I’m driving along on the 405 South as I do nearly every day of my life. I can see traffic slowing down ahead. I’m in the fast lane going along at a good clip. The car in front of me is setting the pace. Thankfully, I’m keeping a safe distance between us. Suddenly he changes lanes, not slowing down first. If anything, he’s accelerating at a faster pace. He also doesn’t signal and zips along oblivious to anyone else on the road. Meanwhile, the lane I remain in is at a dead stop right in front of him. Has this ever happened to you? There was a great car chase scene exhibiting this in Against All Odds. Not a great movie, great chase scene though. One of the best. I’m sure you can find it on YouTube. Leave this to the movies. Don’t let life imitate art.

It seems someone is trying to invoke the red light shuffle in a dangerous way! There’s no red light. Maybe a white light cause you’re headed for a collision of significant proportions if you didn’t keep a safe distance between your car and the one in front of you. There’s no gentle shift. This just is not good, but it seems to be a common occurrence in Los Angeles.

I was okay. Thankfully, I had enough space. I was able to stop without issue, but the car behind me was not as well positioned. I saw this Mercedes in my rear view mirror slamming on his brakes behind me, swerving to the left and right hoping to make a lane change but couldn’t while I watched him in my rear view mirror. I prayed he would be able to stop and I’m not a praying person. Thankfully, the driving Gods were on my side. He was able to stop without hitting me. I started patting my chest as if I was trying to regulate the beat and return it to a normal pace. Deep breaths. I looked at him in the rear view mirror and I’m sure he was doing a Hail Mary himself. He also put his hand to his chest. I’m grateful he had a later model Mercedes thereby having antilock brakes. I’ve been hit before by a car that did not and it wasn’t pretty.

Here’s the thing. There needs to be a protocol, rules of driving etiquette if you will. You have a responsibility to yourself and every other driver. When you drive irresponsibly, you might be lucky yourself, but you’re putting everyone else in danger. I’ve experienced this. I went through 2 miserable years of pain, surgery and rehab for an accident that was caused by a guy texting (another very dangerous issue). He lost control of his car because he took his eyes off the road for a split second. Actually, according to a witness (oddly an ambulance driver), it was caused by a reckless driver in a van who cut off a driver and started a chain of events that lead to a 3 car crash. The van drove on unscathed and possibly oblivious to whole thing.  Interestingly, both incidents happened in exactly the same place — the 405 heading south near Santa Monica Blvd. a frequent spot for collisions. Traffic tends to slow down here.

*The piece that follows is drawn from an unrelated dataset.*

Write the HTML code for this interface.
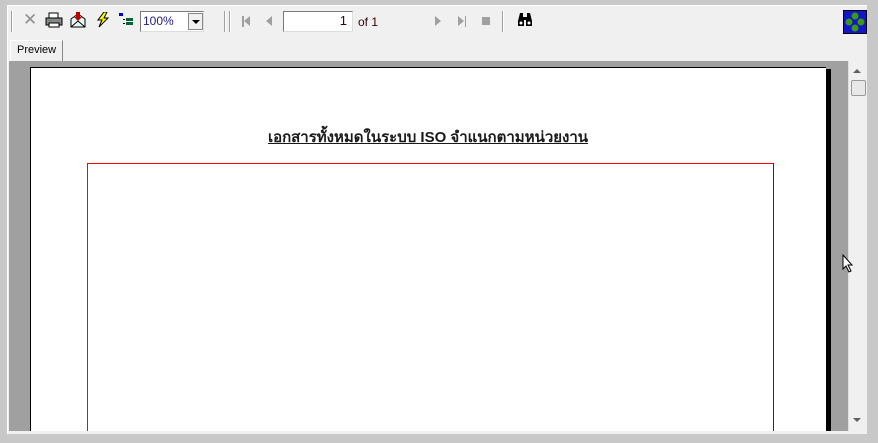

I hate to have a somber moment in here, but this was a reminder, a daily reminder for those of us who hit the road each day for our commute. Please be safe. Keep a safe distance between you and the car in front of you. You might think you have plenty of time to stop, but maybe the car behind you does not. It’s called Paying It Forward.

Have a great weekend.



  1. Zita says:

    What a scary experience!!!! Thankfully he and you were thinking clearly.

  2. Eric says:

    Great post and a very important one too. I’m amazed at all of the potential accidents I see every day, many because a driver cuts in and creates an unsafe situation for all the other drivers. You make an excellent point – it’s so important to keep enough space between you and the other drivers so in case there is an emergency you have the time and space to slow down or come to a complete stop. Today while driving I heard a radio ad from Toyota promoting their website for safe teen driving, and how their driving is influenced by their parents. I look forward to checking out that site – I’m sure their tips for teens very much applies to drivers of all ages.